Even when the answer is “no” to these primary questions, researchers can learn a lot from negative trials, and the results will inform further research. Once a trial is over and that one result is recorded, however, the data is archived and researchers move on.
But what if you could take data from dozens of trials conducted by different pharmaceutical companies and academic medical centers and discover something new that helps prevent prostate cancer? Or more quickly cures breast cancer?
Until those datasets are dusted off, tossed together and re-explored, we’ll never know. And that’s exactly why efforts like PDS are important. They bring to the surface a gold mine of undiscovered potential, and until that information is explored, we can only guess what answers lie inside of it.
Results like those from Scher and his team are just the beginning. When more data is added and analyzed from even more trials, researchers can collaborate to find answers no one would even consider asking within the scope of a single trial.
One of things I was impressed with at the beginning of the Project Data Sphere initiative is that it got multiple companies to come to the table. Just getting them together allows them to form relationships and meaning behind the data.
Patty Spears - Researcher and Cancer Patient Advocate
Patient advocates support data sharing
But how do patients feel about using clinical trial data for purposes beyond the trial? According to patient advocates who’ve signed A Resolution to Share Legacy Cancer Clinical Trial Data, cancer patients are informed about the risks of data sharing and eager to see researchers do more with their data.
After all, most cancer patients enroll in clinical trials for two reasons:
- They want access to new treatments that could benefit their health.
- They have a sincere interest in moving the science forward to save the lives of other patients.
“It’s not easy to get on a trial, to find one that fits where you are in your treatment and fits the cancer you have. Those who get on trials are very motivated. They really want to do it for themselves and for other patients,” says Patty Spears, a breast cancer survivor, a research scientist and patient advocate.
Some clinical trial patients put a lot of time and effort into their participation in clinical trials. For example, Spears travelled from Raleigh, NC, to Seattle monthly for a trial she participated in after she was treated for cancer in 1999.
“The trial system takes so long to complete one trial to test one drug,” says Spears. “If you can pool that data to get an inkling of where to go next, maybe there’s something to glean from that. Patients are very collaborative. Using data regardless of the outcome of the trial would be amazing.”
Spears says the patients she works with want their data to be used as much as possible. One man told her, “I don’t care if you put my genome on the side of a bus. If it helps cure the next patient, I’m all for it.”
Sometimes, there’s benefit not just in bringing the data together – but also in bringing people together. “One of things I was impressed with at the beginning of the Project Data Sphere initiative is that it got multiple companies to come to the table,” says Spears. “Just getting them together allows them to form relationships and meaning behind the data.”
Spears says she’s seen more openness and meaningful conversations between companies that are normally seen as competitors as a result of breaking down barriers through PDS.
Moving the science forward
Clinical trials serve many purposes.
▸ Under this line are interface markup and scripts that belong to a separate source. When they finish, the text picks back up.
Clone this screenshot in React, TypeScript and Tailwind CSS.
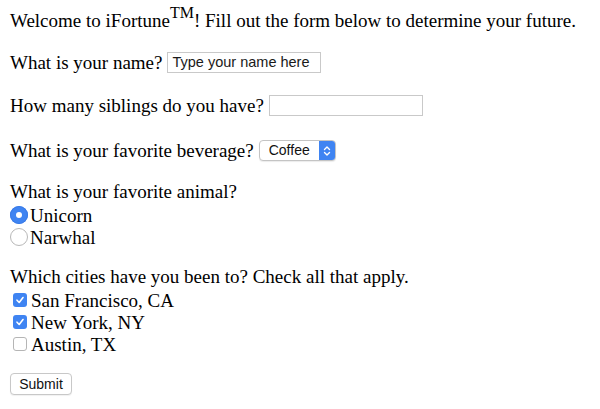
import React from "react";

const serif = { fontFamily: '"Liberation Serif", "Times New Roman", serif' };
const sans = { fontFamily: '"Liberation Sans", Arial, sans-serif' };

function Radio({ checked }: { checked?: boolean }) {
  return checked ? (
    <span className="flex h-[18px] w-[18px] shrink-0 items-center justify-center rounded-full bg-[#3f84f2] shadow-[0_0_0_1px_#3a7be6_inset]">
      <span className="h-[6px] w-[6px] rounded-full bg-white" />
    </span>
  ) : (
    <span className="h-[18px] w-[18px] shrink-0 rounded-full border border-[#b8b8b8] bg-white" />
  );
}

function Check({ checked }: { checked?: boolean }) {
  return checked ? (
    <span className="flex h-[14px] w-[14px] shrink-0 items-center justify-center rounded-[3px] bg-[#3f84f2]">
      <svg width="10" height="10" viewBox="0 0 10 10">
        <path d="M2 5.2 L4.2 7.5 L8 2.5" fill="none" stroke="white" strokeWidth="1.6" strokeLinecap="round" strokeLinejoin="round" />
      </svg>
    </span>
  ) : (
    <span className="h-[14px] w-[14px] shrink-0 rounded-[3px] border border-[#b5b5b5] bg-white" />
  );
}

export default function App() {
  return (
    <div className="flex flex-col pl-[10px] text-[19px] text-black bg-white min-h-[409px]" style={serif}>
      <div className="mt-[10px] flex h-[21px] items-end leading-[21px]">
        <span>
          Welcome to iFortune<sup className="relative top-[-2px] text-[16px] align-super leading-none">TM</sup>! Fill out the form below to determine your future.
        </span>
      </div>

      <div className="mt-[21px] flex h-[21px] items-center gap-[5px]">
        <span className="leading-[21px]">What is your name?</span>
        <input
          readOnly
          defaultValue="Type your name here"
          className="h-[21px] w-[154px] border border-[#c9c9c9] bg-white px-[4px] text-[14.5px] text-[#1a1a1a] outline-none"
          style={sans}
        />
      </div>

      <div className="mt-[22px] flex h-[21px] items-center gap-[5px]">
        <span className="leading-[21px]">How many siblings do you have?</span>
        <input
          readOnly
          className="h-[21px] w-[154px] border border-[#c9c9c9] bg-white px-[4px] text-[14.5px] outline-none"
        />
      </div>

      <div className="mt-[24px] flex h-[21px] items-center gap-[5px]">
        <span className="leading-[21px]">What is your favorite beverage?</span>
        <div
          className="flex h-[21px] w-[77px] overflow-hidden rounded-[4px] border border-[#c4c4c4] bg-white shadow-[0_1px_1px_rgba(0,0,0,0.08)]"
          style={sans}
        >
          <span className="flex flex-1 items-center pl-[9px] text-[14px] text-[#111]">Coffee</span>
          <span className="flex w-[16px] items-center justify-center bg-[#3f84f2]">
            <svg width="8" height="12" viewBox="0 0 8 12">
              <path d="M1.5 4.5 L4 2 L6.5 4.5 M1.5 7.5 L4 10 L6.5 7.5" fill="none" stroke="white" strokeWidth="1.4" strokeLinecap="round" strokeLinejoin="round" />
            </svg>
          </span>
        </div>
      </div>

      <div className="mt-[20px] flex h-[21px] items-center">
        <span className="leading-[21px]">What is your favorite animal?</span>
      </div>
      <div className="mt-[2px] flex h-[22px] items-center gap-[2px]">
        <Radio checked />
        <span className="leading-[21px]">Unicorn</span>
      </div>
      <div className="flex h-[22px] items-center gap-[2px]">
        <Radio />
        <span className="leading-[21px]">Narwhal</span>
      </div>

      <div className="mt-[18px] flex h-[21px] items-center">
        <span className="leading-[21px]">Which cities have you been to? Check all that apply.</span>
      </div>
      <div className="mt-[2px] flex h-[22px] items-center gap-[4px] pl-[3px]">
        <Check checked />
        <span className="leading-[21px]">San Francisco, CA</span>
      </div>
      <div className="flex h-[22px] items-center gap-[4px] pl-[3px]">
        <Check checked />
        <span className="leading-[21px]">New York, NY</span>
      </div>
      <div className="flex h-[22px] items-center gap-[4px] pl-[3px]">
        <Check />
        <span className="leading-[21px]">Austin, TX</span>
      </div>

      <div className="mt-[18px] flex">
        <button
          className="flex h-[22px] w-[62px] items-center justify-center rounded-[4px] border border-[#c8c8c8] bg-white text-[14px] text-[#111] shadow-[0_1px_1px_rgba(0,0,0,0.06)]"
          style={sans}
        >
          Submit
        </button>
      </div>
    </div>
  );
}
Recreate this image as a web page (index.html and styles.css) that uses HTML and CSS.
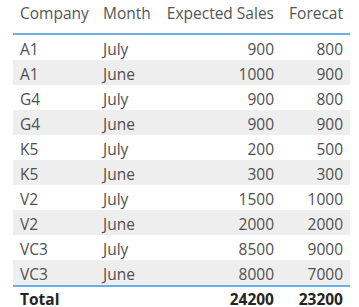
FILE: index.html
```html
<!DOCTYPE html>
<html>
<head>
<meta charset="utf-8">
<link rel="stylesheet" href="styles.css">
</head>
<body>
<div class="wrap">
<table class="grid">
  <colgroup>
    <col class="c1"><col class="c2"><col class="c3"><col class="c4">
  </colgroup>
  <thead>
    <tr><th class="l">Company</th><th class="l">Month</th><th class="r">Expected Sales</th><th class="r">Forecat</th></tr>
  </thead>
  <tbody>
    <tr><td class="l">A1</td><td class="l">July</td><td class="r">900</td><td class="r">800</td></tr>
    <tr><td class="l">A1</td><td class="l">June</td><td class="r">1000</td><td class="r">900</td></tr>
    <tr><td class="l">G4</td><td class="l">July</td><td class="r">900</td><td class="r">800</td></tr>
    <tr><td class="l">G4</td><td class="l">June</td><td class="r">900</td><td class="r">900</td></tr>
    <tr><td class="l">K5</td><td class="l">July</td><td class="r">200</td><td class="r">500</td></tr>
    <tr><td class="l">K5</td><td class="l">June</td><td class="r">300</td><td class="r">300</td></tr>
    <tr><td class="l">V2</td><td class="l">July</td><td class="r">1500</td><td class="r">1000</td></tr>
    <tr><td class="l">V2</td><td class="l">June</td><td class="r">2000</td><td class="r">2000</td></tr>
    <tr><td class="l">VC3</td><td class="l">July</td><td class="r">8500</td><td class="r">9000</td></tr>
    <tr><td class="l">VC3</td><td class="l">June</td><td class="r">8000</td><td class="r">7000</td></tr>
  </tbody>
  <tfoot>
    <tr><td class="l">Total</td><td class="l"></td><td class="r">24200</td><td class="r">23200</td></tr>
  </tfoot>
</table>
</div>
</body>
</html>
```
FILE: styles.css
```css
html, body {
  margin: 0;
  padding: 0;
  background: #ffffff;
}
.wrap {
  padding-left: 13px;
  width: 337px;
}
.grid {
  border-collapse: collapse;
  table-layout: fixed;
  width: 337px;
  font-family: "Open Sans", "Noto Sans", sans-serif;
  font-size: 15.5px;
  line-height: 21px;
  color: #505050;
}
.c1 { width: 83px; }
.c2 { width: 60px; }
.c3 { width: 125px; }
.c4 { width: 69px; }
.grid th, .grid td {
  padding: 0 7px;
  white-space: nowrap;
  font-weight: normal;
}
.grid .l { text-align: left; }
.grid .r { text-align: right; }
.grid thead th {
  padding-top: 3px;
  padding-bottom: 9px;
  border-bottom: 2px solid #6aaee6;
  color: #555555;
}
.grid tbody td {
  padding-top: 4px;
  padding-bottom: 0;
  height: 21px;
}
.grid tbody tr:nth-child(even) td {
  background: #eeeeee;
}
.grid tfoot td {
  border-top: 2px solid #6aaee6;
  padding-top: 2px;
  font-weight: bold;
  color: #252423;
}
```
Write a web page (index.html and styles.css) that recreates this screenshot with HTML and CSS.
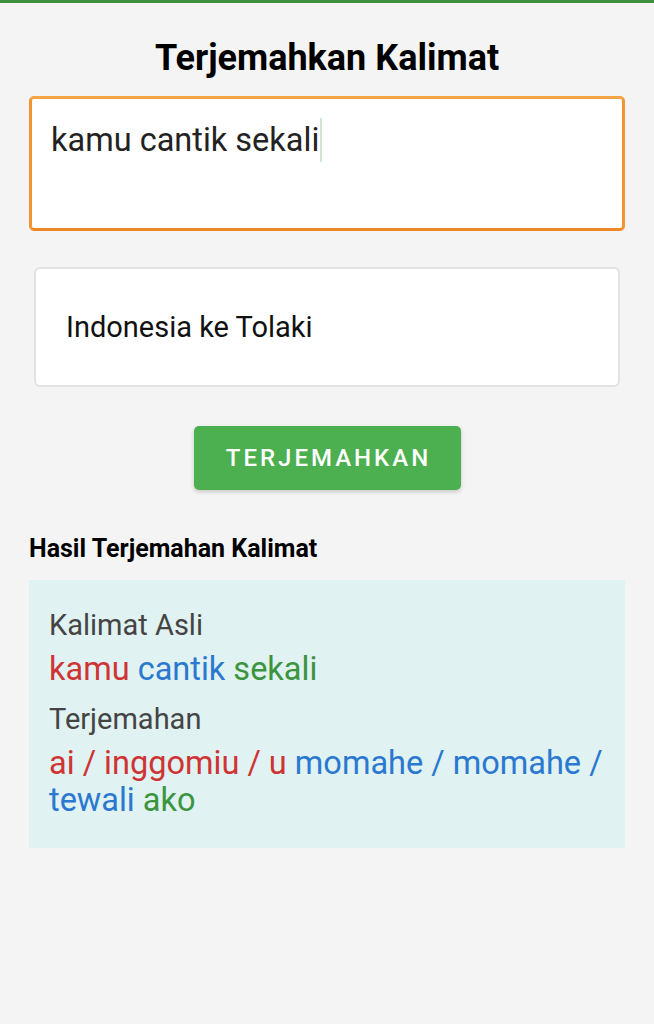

For pharmaceutical companies, they’re an important tool for bringing new drugs to market. For cancer patients, they offer hope for improved health and access to new treatments. For all of us, they help move medical science forward – with the ultimate hope of curing and preventing disease.
As the science becomes more complex, especially in the age of precision medicine and genomic testing, the more data we have to apply to the problem, the better.
With PDS, the hope is that data sharing and collaboration will give researchers more options for testing new ideas and exploring new ways to fight cancer.
“There's a ton of information that's just left on the table, and it’s routine stuff that nobody pays attention to,” says Scher. “Data sharing can draw attention to connections between different commonly measured things that you would just never see otherwise. It can change your whole thinking about where to focus.”